_Information shown_.
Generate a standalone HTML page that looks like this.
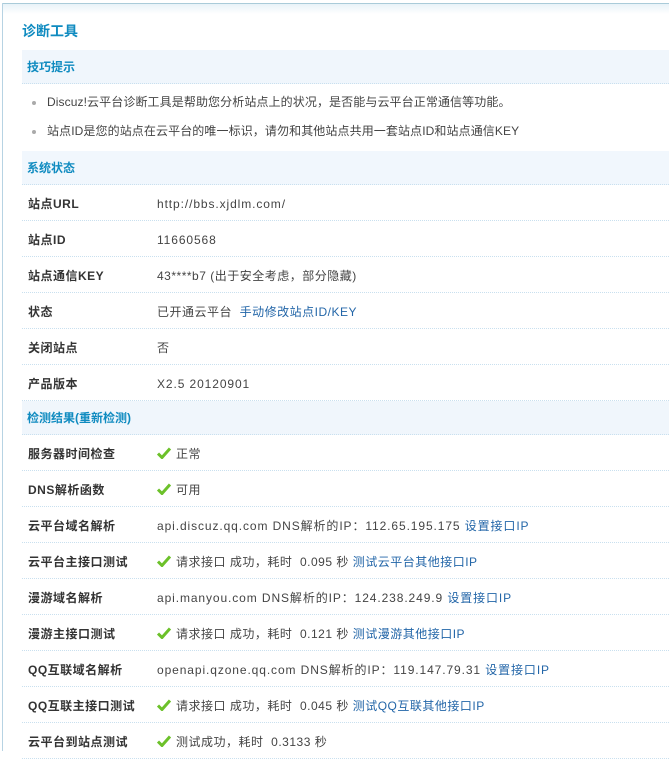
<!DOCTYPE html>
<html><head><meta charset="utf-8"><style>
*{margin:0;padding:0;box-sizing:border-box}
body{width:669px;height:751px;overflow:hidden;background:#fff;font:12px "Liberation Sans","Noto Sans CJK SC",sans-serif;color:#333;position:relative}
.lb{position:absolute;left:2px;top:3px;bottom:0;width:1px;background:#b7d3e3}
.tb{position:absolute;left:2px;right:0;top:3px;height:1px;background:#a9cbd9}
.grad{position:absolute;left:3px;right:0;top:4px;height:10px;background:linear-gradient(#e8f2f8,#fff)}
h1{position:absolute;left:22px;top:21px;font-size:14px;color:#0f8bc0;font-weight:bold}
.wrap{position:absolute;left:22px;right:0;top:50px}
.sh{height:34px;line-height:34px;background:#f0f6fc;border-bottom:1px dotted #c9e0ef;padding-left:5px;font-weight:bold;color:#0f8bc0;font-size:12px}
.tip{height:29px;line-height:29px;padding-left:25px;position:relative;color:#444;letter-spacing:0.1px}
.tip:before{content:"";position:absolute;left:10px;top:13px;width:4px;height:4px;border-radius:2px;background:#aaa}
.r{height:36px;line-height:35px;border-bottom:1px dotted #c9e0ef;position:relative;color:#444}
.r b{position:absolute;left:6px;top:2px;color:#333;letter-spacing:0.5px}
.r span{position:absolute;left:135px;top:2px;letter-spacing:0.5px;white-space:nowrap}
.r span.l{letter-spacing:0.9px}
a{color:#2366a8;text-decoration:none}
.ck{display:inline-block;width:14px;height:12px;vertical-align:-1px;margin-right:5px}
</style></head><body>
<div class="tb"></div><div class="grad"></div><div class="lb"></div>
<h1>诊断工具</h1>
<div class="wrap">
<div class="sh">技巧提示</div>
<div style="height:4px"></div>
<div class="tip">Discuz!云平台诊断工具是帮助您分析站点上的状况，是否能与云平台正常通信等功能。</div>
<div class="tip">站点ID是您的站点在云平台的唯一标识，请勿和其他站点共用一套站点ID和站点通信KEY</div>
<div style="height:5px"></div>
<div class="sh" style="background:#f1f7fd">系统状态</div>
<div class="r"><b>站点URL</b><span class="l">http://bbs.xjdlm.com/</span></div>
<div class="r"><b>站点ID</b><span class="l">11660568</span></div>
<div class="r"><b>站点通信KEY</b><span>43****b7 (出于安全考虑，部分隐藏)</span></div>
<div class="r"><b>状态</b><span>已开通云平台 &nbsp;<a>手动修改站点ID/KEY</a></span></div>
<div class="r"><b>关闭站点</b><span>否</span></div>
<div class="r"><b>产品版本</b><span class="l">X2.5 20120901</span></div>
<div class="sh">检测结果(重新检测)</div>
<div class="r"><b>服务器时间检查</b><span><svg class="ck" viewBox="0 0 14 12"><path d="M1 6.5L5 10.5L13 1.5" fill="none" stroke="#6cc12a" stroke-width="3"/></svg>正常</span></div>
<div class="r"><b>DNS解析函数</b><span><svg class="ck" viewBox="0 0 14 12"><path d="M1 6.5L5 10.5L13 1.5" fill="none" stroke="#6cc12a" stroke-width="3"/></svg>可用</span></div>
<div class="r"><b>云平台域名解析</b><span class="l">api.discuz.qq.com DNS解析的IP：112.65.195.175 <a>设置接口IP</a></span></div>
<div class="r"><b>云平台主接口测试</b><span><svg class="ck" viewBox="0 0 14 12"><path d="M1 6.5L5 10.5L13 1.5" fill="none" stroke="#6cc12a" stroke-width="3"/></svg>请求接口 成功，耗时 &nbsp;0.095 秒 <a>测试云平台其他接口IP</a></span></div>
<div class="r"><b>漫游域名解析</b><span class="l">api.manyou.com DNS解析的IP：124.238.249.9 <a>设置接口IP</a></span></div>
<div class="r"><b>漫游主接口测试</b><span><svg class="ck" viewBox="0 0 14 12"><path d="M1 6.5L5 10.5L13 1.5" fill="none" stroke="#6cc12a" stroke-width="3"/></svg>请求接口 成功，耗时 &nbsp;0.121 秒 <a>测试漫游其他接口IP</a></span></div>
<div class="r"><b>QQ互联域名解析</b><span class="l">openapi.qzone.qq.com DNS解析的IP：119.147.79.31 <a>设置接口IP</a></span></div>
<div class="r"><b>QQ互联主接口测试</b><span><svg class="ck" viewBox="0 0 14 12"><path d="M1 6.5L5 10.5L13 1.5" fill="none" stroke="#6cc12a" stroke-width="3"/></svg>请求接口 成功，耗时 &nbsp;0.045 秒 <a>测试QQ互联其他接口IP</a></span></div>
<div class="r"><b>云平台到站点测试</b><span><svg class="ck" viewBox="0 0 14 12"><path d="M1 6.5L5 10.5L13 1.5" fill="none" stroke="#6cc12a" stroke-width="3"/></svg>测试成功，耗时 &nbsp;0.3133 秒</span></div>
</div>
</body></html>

_Work to do_. Return the listing above word for word, with the pictures removed.

_Completed task_.
Generate a standalone HTML page that looks like this.
<!DOCTYPE html>
<html><head><meta charset="utf-8"><style>
*{margin:0;padding:0;box-sizing:border-box}
body{width:669px;height:751px;overflow:hidden;background:#fff;font:12px "Liberation Sans","Noto Sans CJK SC",sans-serif;color:#333;position:relative}
.lb{position:absolute;left:2px;top:3px;bottom:0;width:1px;background:#b7d3e3}
.tb{position:absolute;left:2px;right:0;top:3px;height:1px;background:#a9cbd9}
.grad{position:absolute;left:3px;right:0;top:4px;height:10px;background:linear-gradient(#e8f2f8,#fff)}
h1{position:absolute;left:22px;top:21px;font-size:14px;color:#0f8bc0;font-weight:bold}
.wrap{position:absolute;left:22px;right:0;top:50px}
.sh{height:34px;line-height:34px;background:#f0f6fc;border-bottom:1px dotted #c9e0ef;padding-left:5px;font-weight:bold;color:#0f8bc0;font-size:12px}
.tip{height:29px;line-height:29px;padding-left:25px;position:relative;color:#444;letter-spacing:0.1px}
.tip:before{content:"";position:absolute;left:10px;top:13px;width:4px;height:4px;border-radius:2px;background:#aaa}
.r{height:36px;line-height:35px;border-bottom:1px dotted #c9e0ef;position:relative;color:#444}
.r b{position:absolute;left:6px;top:2px;color:#333;letter-spacing:0.5px}
.r span{position:absolute;left:135px;top:2px;letter-spacing:0.5px;white-space:nowrap}
.r span.l{letter-spacing:0.9px}
a{color:#2366a8;text-decoration:none}
.ck{display:inline-block;width:14px;height:12px;vertical-align:-1px;margin-right:5px}
</style></head><body>
<div class="tb"></div><div class="grad"></div><div class="lb"></div>
<h1>诊断工具</h1>
<div class="wrap">
<div class="sh">技巧提示</div>
<div style="height:4px"></div>
<div class="tip">Discuz!云平台诊断工具是帮助您分析站点上的状况，是否能与云平台正常通信等功能。</div>
<div class="tip">站点ID是您的站点在云平台的唯一标识，请勿和其他站点共用一套站点ID和站点通信KEY</div>
<div style="height:5px"></div>
<div class="sh" style="background:#f1f7fd">系统状态</div>
<div class="r"><b>站点URL</b><span class="l">http://bbs.xjdlm.com/</span></div>
<div class="r"><b>站点ID</b><span class="l">11660568</span></div>
<div class="r"><b>站点通信KEY</b><span>43****b7 (出于安全考虑，部分隐藏)</span></div>
<div class="r"><b>状态</b><span>已开通云平台 &nbsp;<a>手动修改站点ID/KEY</a></span></div>
<div class="r"><b>关闭站点</b><span>否</span></div>
<div class="r"><b>产品版本</b><span class="l">X2.5 20120901</span></div>
<div class="sh">检测结果(重新检测)</div>
<div class="r"><b>服务器时间检查</b><span><svg class="ck" viewBox="0 0 14 12"><path d="M1 6.5L5 10.5L13 1.5" fill="none" stroke="#6cc12a" stroke-width="3"/></svg>正常</span></div>
<div class="r"><b>DNS解析函数</b><span><svg class="ck" viewBox="0 0 14 12"><path d="M1 6.5L5 10.5L13 1.5" fill="none" stroke="#6cc12a" stroke-width="3"/></svg>可用</span></div>
<div class="r"><b>云平台域名解析</b><span class="l">api.discuz.qq.com DNS解析的IP：112.65.195.175 <a>设置接口IP</a></span></div>
<div class="r"><b>云平台主接口测试</b><span><svg class="ck" viewBox="0 0 14 12"><path d="M1 6.5L5 10.5L13 1.5" fill="none" stroke="#6cc12a" stroke-width="3"/></svg>请求接口 成功，耗时 &nbsp;0.095 秒 <a>测试云平台其他接口IP</a></span></div>
<div class="r"><b>漫游域名解析</b><span class="l">api.manyou.com DNS解析的IP：124.238.249.9 <a>设置接口IP</a></span></div>
<div class="r"><b>漫游主接口测试</b><span><svg class="ck" viewBox="0 0 14 12"><path d="M1 6.5L5 10.5L13 1.5" fill="none" stroke="#6cc12a" stroke-width="3"/></svg>请求接口 成功，耗时 &nbsp;0.121 秒 <a>测试漫游其他接口IP</a></span></div>
<div class="r"><b>QQ互联域名解析</b><span class="l">openapi.qzone.qq.com DNS解析的IP：119.147.79.31 <a>设置接口IP</a></span></div>
<div class="r"><b>QQ互联主接口测试</b><span><svg class="ck" viewBox="0 0 14 12"><path d="M1 6.5L5 10.5L13 1.5" fill="none" stroke="#6cc12a" stroke-width="3"/></svg>请求接口 成功，耗时 &nbsp;0.045 秒 <a>测试QQ互联其他接口IP</a></span></div>
<div class="r"><b>云平台到站点测试</b><span><svg class="ck" viewBox="0 0 14 12"><path d="M1 6.5L5 10.5L13 1.5" fill="none" stroke="#6cc12a" stroke-width="3"/></svg>测试成功，耗时 &nbsp;0.3133 秒</span></div>
</div>
</body></html>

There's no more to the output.